**The input**
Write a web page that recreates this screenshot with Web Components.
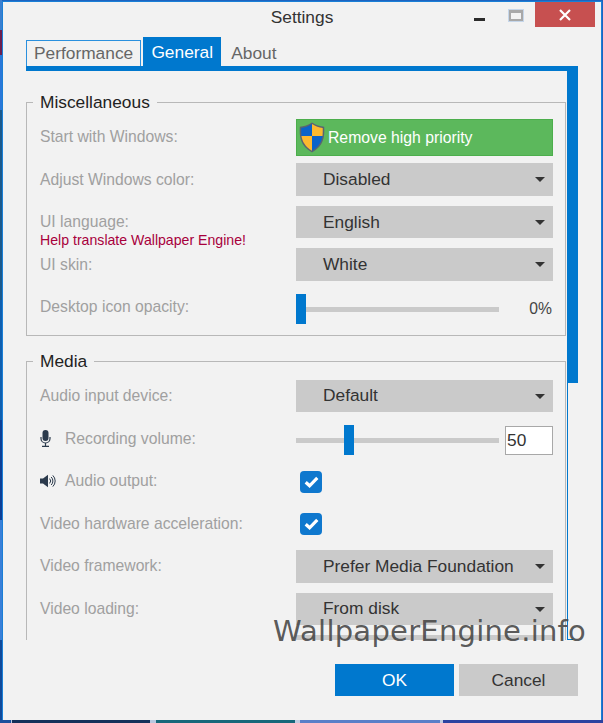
==
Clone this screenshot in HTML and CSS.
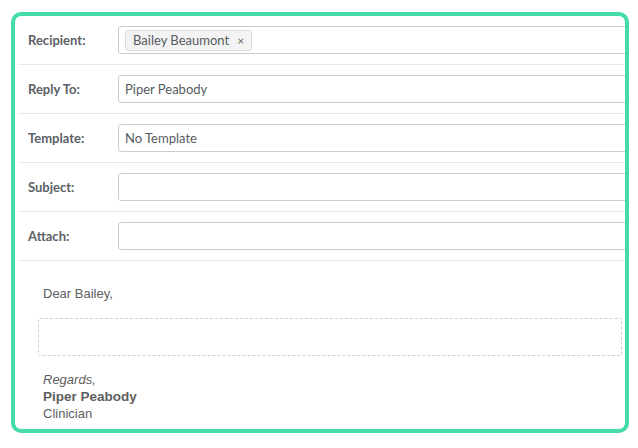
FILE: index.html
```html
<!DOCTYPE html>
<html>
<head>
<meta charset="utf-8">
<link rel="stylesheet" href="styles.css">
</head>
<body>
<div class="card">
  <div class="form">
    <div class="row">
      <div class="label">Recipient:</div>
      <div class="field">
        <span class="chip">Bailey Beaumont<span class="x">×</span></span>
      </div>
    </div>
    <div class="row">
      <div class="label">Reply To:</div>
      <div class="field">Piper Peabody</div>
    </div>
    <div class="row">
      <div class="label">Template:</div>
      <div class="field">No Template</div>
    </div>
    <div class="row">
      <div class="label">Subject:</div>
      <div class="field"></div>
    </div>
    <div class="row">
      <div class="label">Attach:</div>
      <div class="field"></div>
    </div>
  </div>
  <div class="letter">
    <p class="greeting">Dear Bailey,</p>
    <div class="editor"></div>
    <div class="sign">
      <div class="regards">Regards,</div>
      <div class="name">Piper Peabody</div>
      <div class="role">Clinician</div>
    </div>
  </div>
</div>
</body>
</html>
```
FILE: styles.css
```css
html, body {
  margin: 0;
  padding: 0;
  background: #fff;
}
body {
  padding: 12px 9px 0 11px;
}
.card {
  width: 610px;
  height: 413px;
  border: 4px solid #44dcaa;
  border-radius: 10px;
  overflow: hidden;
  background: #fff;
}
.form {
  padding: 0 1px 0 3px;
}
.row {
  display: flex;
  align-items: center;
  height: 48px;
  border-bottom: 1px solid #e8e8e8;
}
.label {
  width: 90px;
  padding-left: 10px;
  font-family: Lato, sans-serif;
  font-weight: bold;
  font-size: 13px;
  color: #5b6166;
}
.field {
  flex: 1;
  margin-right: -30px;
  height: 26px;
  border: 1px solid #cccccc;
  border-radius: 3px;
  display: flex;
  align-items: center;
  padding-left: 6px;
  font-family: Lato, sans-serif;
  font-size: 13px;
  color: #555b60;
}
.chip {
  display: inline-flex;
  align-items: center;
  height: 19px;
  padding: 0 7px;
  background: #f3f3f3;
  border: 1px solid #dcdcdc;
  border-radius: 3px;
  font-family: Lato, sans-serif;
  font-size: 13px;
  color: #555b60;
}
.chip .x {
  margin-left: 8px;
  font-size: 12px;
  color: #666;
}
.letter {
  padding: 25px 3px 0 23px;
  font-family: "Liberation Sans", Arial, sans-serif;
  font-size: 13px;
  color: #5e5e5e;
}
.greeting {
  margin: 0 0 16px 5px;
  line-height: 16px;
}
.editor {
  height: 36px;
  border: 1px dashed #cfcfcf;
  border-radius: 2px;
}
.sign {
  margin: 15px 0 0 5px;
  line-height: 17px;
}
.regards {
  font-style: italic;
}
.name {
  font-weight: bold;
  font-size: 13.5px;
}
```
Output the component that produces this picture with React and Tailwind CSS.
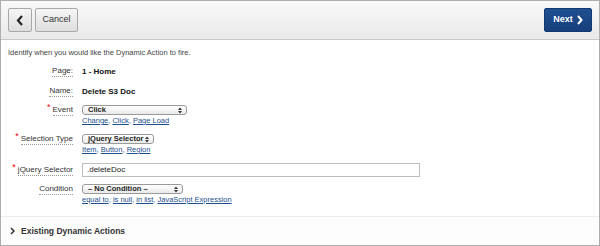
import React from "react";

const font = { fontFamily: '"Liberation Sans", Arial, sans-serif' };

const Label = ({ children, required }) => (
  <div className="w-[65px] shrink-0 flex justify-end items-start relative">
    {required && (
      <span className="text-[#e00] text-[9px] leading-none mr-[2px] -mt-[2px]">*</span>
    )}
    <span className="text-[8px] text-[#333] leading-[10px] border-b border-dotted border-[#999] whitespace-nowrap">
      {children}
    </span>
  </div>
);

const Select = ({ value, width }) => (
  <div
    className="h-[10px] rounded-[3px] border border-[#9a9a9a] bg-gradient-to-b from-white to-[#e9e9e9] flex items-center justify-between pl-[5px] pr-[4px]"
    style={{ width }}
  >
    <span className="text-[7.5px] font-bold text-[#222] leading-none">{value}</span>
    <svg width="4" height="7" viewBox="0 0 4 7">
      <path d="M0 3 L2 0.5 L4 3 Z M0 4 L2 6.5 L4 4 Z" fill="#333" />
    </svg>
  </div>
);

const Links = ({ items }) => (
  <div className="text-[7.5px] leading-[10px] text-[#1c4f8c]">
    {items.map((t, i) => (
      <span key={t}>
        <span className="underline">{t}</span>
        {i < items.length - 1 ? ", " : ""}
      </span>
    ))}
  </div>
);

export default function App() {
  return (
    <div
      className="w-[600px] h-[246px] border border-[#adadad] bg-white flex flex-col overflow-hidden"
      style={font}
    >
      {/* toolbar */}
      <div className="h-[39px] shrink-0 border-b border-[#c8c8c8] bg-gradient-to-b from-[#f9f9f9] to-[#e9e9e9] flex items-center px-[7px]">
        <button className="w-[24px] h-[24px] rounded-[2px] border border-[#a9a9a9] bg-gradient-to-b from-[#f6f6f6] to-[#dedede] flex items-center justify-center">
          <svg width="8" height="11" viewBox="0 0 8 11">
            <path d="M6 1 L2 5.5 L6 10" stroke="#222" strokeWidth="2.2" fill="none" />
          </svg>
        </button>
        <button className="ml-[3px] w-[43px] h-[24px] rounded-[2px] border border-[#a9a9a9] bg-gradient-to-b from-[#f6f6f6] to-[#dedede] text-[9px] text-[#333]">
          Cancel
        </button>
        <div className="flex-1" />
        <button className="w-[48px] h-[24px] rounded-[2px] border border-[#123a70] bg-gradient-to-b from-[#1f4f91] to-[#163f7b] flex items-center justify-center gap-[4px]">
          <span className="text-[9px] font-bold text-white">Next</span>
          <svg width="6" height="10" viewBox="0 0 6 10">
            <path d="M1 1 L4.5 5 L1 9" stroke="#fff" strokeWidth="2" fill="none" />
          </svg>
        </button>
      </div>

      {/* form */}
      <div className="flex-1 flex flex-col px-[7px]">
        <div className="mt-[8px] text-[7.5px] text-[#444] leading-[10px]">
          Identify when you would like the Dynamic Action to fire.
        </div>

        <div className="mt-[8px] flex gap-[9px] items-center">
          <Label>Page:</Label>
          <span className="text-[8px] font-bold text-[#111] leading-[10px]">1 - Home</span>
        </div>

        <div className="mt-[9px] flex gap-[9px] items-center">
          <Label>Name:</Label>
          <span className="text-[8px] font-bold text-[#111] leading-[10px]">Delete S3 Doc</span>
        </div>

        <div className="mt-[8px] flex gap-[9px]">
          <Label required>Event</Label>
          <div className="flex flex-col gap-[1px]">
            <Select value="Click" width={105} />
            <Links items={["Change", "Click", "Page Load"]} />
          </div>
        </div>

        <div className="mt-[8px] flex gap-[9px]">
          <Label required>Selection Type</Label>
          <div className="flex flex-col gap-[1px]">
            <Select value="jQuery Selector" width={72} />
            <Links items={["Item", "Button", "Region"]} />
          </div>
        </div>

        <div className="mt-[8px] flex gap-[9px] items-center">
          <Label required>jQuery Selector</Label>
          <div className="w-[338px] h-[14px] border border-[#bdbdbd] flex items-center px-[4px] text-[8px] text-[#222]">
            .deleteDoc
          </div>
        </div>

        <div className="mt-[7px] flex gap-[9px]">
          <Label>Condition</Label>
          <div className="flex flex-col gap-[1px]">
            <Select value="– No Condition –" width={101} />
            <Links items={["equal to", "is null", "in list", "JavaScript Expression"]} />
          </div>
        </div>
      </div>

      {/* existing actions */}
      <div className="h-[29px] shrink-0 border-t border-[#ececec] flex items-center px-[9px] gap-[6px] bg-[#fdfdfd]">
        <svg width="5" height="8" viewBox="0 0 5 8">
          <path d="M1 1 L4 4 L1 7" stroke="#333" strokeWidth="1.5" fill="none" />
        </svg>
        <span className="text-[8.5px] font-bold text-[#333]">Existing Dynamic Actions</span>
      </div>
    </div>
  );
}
==
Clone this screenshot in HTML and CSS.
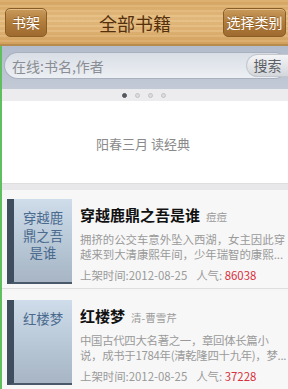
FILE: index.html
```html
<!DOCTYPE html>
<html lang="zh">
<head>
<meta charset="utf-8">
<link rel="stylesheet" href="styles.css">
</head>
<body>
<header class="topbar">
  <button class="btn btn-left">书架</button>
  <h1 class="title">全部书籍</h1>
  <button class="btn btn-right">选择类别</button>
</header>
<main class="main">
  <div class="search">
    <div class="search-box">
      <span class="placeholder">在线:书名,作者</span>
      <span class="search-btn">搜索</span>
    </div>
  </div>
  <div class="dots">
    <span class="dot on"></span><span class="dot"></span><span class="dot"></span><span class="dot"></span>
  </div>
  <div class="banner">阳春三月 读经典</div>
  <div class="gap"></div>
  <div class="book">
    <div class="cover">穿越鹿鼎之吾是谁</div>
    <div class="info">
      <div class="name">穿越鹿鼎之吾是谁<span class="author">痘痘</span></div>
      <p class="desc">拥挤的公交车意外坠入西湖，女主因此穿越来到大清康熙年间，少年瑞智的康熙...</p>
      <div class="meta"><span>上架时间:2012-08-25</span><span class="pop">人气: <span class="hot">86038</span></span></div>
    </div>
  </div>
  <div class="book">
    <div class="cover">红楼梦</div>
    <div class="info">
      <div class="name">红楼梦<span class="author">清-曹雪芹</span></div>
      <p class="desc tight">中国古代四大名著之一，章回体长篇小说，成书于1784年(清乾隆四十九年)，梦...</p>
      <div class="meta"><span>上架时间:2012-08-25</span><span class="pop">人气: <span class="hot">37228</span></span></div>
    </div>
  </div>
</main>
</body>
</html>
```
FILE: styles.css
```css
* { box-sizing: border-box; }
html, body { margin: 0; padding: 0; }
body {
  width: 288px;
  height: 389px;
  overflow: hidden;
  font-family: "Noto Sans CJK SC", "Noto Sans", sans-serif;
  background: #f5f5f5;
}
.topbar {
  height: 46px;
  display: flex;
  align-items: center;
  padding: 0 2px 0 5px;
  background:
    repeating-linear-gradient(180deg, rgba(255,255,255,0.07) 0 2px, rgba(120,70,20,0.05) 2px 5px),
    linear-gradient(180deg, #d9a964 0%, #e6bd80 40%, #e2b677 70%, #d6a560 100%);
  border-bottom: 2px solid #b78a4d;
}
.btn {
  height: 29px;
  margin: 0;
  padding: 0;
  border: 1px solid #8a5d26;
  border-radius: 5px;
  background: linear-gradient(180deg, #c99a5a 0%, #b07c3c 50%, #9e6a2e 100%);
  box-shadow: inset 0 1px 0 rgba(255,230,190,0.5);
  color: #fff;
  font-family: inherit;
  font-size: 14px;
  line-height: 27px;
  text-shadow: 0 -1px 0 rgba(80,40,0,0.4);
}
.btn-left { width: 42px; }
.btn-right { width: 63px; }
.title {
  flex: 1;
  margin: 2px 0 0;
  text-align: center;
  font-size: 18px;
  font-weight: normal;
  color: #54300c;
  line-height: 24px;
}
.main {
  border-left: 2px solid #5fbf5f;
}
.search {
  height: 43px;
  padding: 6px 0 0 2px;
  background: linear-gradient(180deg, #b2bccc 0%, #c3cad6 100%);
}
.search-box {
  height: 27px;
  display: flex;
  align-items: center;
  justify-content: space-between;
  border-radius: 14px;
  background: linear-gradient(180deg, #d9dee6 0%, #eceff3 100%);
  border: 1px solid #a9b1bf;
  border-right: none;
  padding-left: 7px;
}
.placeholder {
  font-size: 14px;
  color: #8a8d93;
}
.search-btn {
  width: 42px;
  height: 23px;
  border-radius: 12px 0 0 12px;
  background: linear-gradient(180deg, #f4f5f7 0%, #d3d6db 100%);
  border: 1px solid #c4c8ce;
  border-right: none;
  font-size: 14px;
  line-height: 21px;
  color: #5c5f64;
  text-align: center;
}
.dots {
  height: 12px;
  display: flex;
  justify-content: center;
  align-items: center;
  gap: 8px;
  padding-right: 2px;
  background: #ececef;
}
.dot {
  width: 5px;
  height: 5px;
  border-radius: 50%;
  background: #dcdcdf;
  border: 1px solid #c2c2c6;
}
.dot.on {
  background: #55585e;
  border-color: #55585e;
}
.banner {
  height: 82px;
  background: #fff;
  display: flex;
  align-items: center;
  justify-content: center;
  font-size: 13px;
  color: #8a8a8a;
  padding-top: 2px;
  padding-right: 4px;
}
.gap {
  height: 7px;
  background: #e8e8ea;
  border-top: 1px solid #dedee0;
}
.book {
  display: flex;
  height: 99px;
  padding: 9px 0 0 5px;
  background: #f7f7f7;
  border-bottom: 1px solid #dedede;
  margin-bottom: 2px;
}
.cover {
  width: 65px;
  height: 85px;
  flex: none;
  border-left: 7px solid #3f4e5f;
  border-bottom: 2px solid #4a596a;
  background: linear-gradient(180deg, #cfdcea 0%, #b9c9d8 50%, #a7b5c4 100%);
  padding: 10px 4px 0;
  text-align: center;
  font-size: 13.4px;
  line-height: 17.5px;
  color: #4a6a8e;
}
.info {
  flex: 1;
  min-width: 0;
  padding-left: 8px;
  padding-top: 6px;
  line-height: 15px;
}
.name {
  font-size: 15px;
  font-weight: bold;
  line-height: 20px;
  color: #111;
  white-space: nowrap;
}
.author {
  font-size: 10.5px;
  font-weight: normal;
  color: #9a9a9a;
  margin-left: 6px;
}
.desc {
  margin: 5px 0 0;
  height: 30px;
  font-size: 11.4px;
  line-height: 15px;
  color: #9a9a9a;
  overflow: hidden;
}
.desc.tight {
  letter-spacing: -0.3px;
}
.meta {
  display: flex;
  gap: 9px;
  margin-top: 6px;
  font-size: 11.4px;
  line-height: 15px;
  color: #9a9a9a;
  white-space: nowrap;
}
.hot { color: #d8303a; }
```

**Your task**
Pull every line containing the word "that" out of the entries above.

**Answer to this problem**
Write a web page that recreates this screenshot with Web Components.
Output the component that produces this picture with React and Tailwind CSS.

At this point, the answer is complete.